CHF: Dovish ECB keeps EUR/CHF pressured

  Spot Week ahead bias Range next week 1 month target
EUR/CHF 1.0831 Mildly Bullish 1.0800 - 1.0890 1.0900
  • Consistent with a trade-weighted euro at its lowest levels in 12 months, EUR/CHF remains soft. Hopes for a less dovish setting of ECB policy in September have been dashed. Indeed, somewhat amazingly, there is now speculation that the ECB will increase, not decrease its PEPP purchases! In response, the Swiss National Bank is left to watch EUR/CHF sink and remains a little cautious about intervening after having its knuckles rapped by Washington last year. The way things are looking right now, EUR/CHF could well break below the 1.0800 area and drop to 1.0735.
  • Locally, we will get the July update of the Swiss KOF leading indicator. This is expected to come off the boil a little further – although from very elevated levels. The debate for EUR/CHF is probably whether the EUR or the CHF proves the better funding currency – and certainly we’ve seen CHF outperform in bouts of risk aversion. Higher volatility in thin August markets is probably also a factor that could keep EUR/CHF under pressure.

NOK: Recovering from the liquidity exaggerated sell off

  Spot Week ahead bias Range next week 1 month target
EUR/NOK 10.4090 Mildly Bearish 10.2740 - 10.5770 10.2000
  • Following the pronounced sell-off during the first part of July, Norway's krone started recovering as risk sentiment began to tentatively stabilise and oil prices recovered back above the US$70/bbl level. Importantly, some of the prior EUR/NOK overshoot was caused by poor summer liquidity, a factor NOK is vulnerable to, as it is the least liquid currency in the G10 FX space. This means that the recent krone recovery is justified, in our view.
  • It is a quite week on the Norwegian data front. June retail sales (Wednesday) and July unemployment numbers (Friday) should have a limited impact on NOK. General risk sentiment should remain the key driver of the currency next week and following the overshoot of EUR/NOK, we expect the pair to slowly grind lower next week.

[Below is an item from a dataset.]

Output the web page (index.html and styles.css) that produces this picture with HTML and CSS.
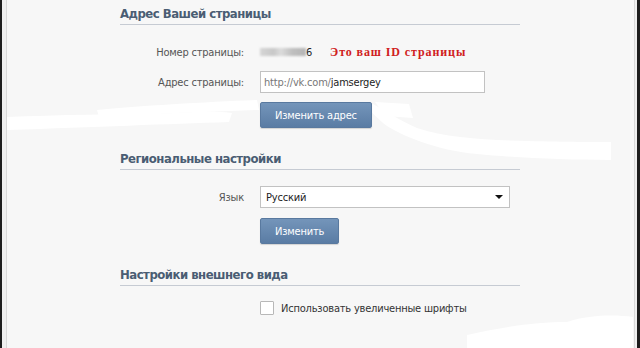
FILE: index.html
```html
<!DOCTYPE html>
<html lang="ru">
<head>
<meta charset="utf-8">
<title>Настройки</title>
<link rel="stylesheet" href="styles.css">
</head>
<body>
<div class="frame">
  <div class="page">
    <svg class="strokes" width="629" height="348" viewBox="0 0 629 348" aria-hidden="true">
      <path d="M0 117 C50 115 110 114 170 113 C190 112 205 111 225 113 L222 122 C160 124 90 127 0 130 Z" fill="#fff"/>
      <path d="M90 110 C130 106 200 102 250 100 L252 110 C200 112 140 114 92 117 Z" fill="#fff"/>
      <path d="M366 104 C380 112 392 120 410 128 C440 138 480 140 520 141 C560 142 590 142 604 142 L604 160 C560 160 510 158 470 154 C430 150 400 138 380 126 C372 120 364 112 360 106 Z" fill="#fff"/>
      <path d="M368 102 L402 104 L406 118 L378 116 Z" fill="#fff"/>
      <path d="M460 335 C500 326 530 322 560 322 C585 314 610 315 626 317 L626 348 L460 348 Z" fill="#fff"/>
    </svg>

    <section class="block">
      <h2 class="block-title">Адрес Вашей страницы</h2>
      <div class="form">
        <div class="row row-text">
          <span class="label">Номер страницы:</span>
          <span class="value"><span class="blur"></span>6<span class="note">Это ваш ID страницы</span></span>
        </div>
        <div class="row row-input">
          <span class="label">Адрес страницы:</span>
          <div class="field field-input"><span class="prefix">http://vk.com/</span>jamsergey</div>
        </div>
        <div class="row row-btn">
          <span class="label"></span>
          <div><button class="btn">Изменить адрес</button></div>
        </div>
      </div>
    </section>

    <section class="block">
      <h2 class="block-title">Региональные настройки</h2>
      <div class="form">
        <div class="row row-select">
          <span class="label">Язык</span>
          <div class="field field-select"><span>Русский</span><span class="arrow"></span></div>
        </div>
        <div class="row row-btn">
          <span class="label"></span>
          <div><button class="btn">Изменить</button></div>
        </div>
      </div>
    </section>

    <section class="block">
      <h2 class="block-title">Настройки внешнего вида</h2>
      <div class="form">
        <div class="row row-check">
          <span class="label"></span>
          <label class="check"><span class="box"></span>Использовать увеличенные шрифты</label>
        </div>
      </div>
    </section>
  </div>
</div>
</body>
</html>
```

FILE: styles.css
```css
html, body {
  margin: 0;
  padding: 0;
}
body {
  background: #1d1d1d;
  height: 348px;
  overflow: hidden;
  font-family: "DejaVu Sans", sans-serif;
  font-stretch: condensed;
  font-size: 11px;
  letter-spacing: -0.2px;
  color: #333;
}
.frame {
  margin: 0 3px 0 2px;
  height: 348px;
  background: #efefef;
  padding: 0 2px 0 4px;
  box-sizing: border-box;
}
.page {
  position: relative;
  height: 348px;
  box-sizing: border-box;
  background: #f7f7f7;
  border-left: 1px solid #d9d9d9;
  border-right: 1px solid #d9d9d9;
  padding-top: 6px;
  overflow: hidden;
}
.strokes {
  position: absolute;
  left: 0;
  top: 0;
  pointer-events: none;
}
.block {
  position: relative;
  margin-left: 113px;
  width: 400px;
}
.block + .block {
  margin-top: 23px;
}
.block-title {
  margin: 0;
  font-size: 13px;
  font-weight: bold;
  letter-spacing: -0.5px;
  line-height: 16px;
  padding-bottom: 2px;
  color: #4a5d73;
  border-bottom: 1px solid #c6cbd3;
}
.form {
  display: flex;
  flex-direction: column;
}
.row {
  display: grid;
  grid-template-columns: 124px 1fr;
  column-gap: 16px;
  align-items: center;
}
.label {
  text-align: right;
  color: #555;
  white-space: nowrap;
}
.row-text {
  margin-top: 19px;
  height: 16px;
}
.value {
  display: flex;
  align-items: center;
  color: #222;
}
.blur {
  display: inline-block;
  width: 46px;
  height: 8px;
  background: linear-gradient(90deg, #d6d6d6 0%, #c8c8c8 30%, #dcdcdc 45%, #bfbfbf 70%, #b5b5b5 100%);
  filter: blur(1px);
}
.note {
  margin-left: 18px;
  font-family: "Liberation Serif", serif;
  font-weight: bold;
  font-size: 12px;
  letter-spacing: 0.9px;
  color: #d02020;
}
.field {
  box-sizing: border-box;
  height: 22px;
  background: #fff;
  border: 1px solid #c2c2c2;
  display: flex;
  align-items: center;
  padding-left: 3px;
  color: #222;
}
.row-input {
  margin-top: 11px;
}
.field-input {
  width: 225px;
}
.prefix {
  color: #777;
}
.row-btn {
  margin-top: 9px;
}
.btn {
  box-sizing: border-box;
  height: 26px;
  padding: 0 14px;
  border: 1px solid #59799f;
  border-radius: 2px;
  background: linear-gradient(#7495ba, #5a7ca4);
  color: #fff;
  font-family: "DejaVu Sans", sans-serif;
  font-stretch: condensed;
  font-size: 11px;
  letter-spacing: -0.2px;
  box-shadow: 0 1px 1px rgba(0, 0, 0, 0.15);
}
.row-select {
  margin-top: 16px;
}
.field-select {
  width: 250px;
  justify-content: space-between;
  padding: 0 6px 0 5px;
}
.arrow {
  width: 0;
  height: 0;
  border-left: 4px solid transparent;
  border-right: 4px solid transparent;
  border-top: 4px solid #111;
}
.block:nth-of-type(2) .row-btn {
  margin-top: 10px;
}
.row-check {
  margin-top: 14px;
  height: 16px;
}
.check {
  display: flex;
  align-items: center;
  color: #333;
}
.box {
  box-sizing: border-box;
  width: 14px;
  height: 14px;
  background: #fff;
  border: 1px solid #b8b8b8;
  border-radius: 1px;
  margin-right: 7px;
}
```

SEK: Dovish ECB to support renewed downward EUR/SEK trend

  Spot Week ahead bias Range next week 1 month target
EUR/SEK 10.2070 Neutral 10.1470 - 10.2700 10.1000
  • Sweden's krona has outperformed Norway's krone in the July sell-off, a function of lighter positioning and modestly better liquidity. With the risk environment tentatively stabilising, we expect EUR/SEK to grind lower, back below the 10.20 level. The dovish bias from the July ECB meeting and the prospect of the ECB keeping its accommodative stance in place for longer is also marginally positive for SEK vs EUR, particularly as the Riksbank is one of banks at the more dovish end of the G10 central banking spectrum (though less dovish than the ECB).
  • On the data front, we have June retail sales (Wednesday), the July economic Tendency Survey (Thursday) and Q2 GDP (Thursday). These are unlikely to be SEK negative but equally, with the Riksbank being cautious and signalling no change in interest rates over the forecast horizon, any upside surprise should not be overly positive for SEK either.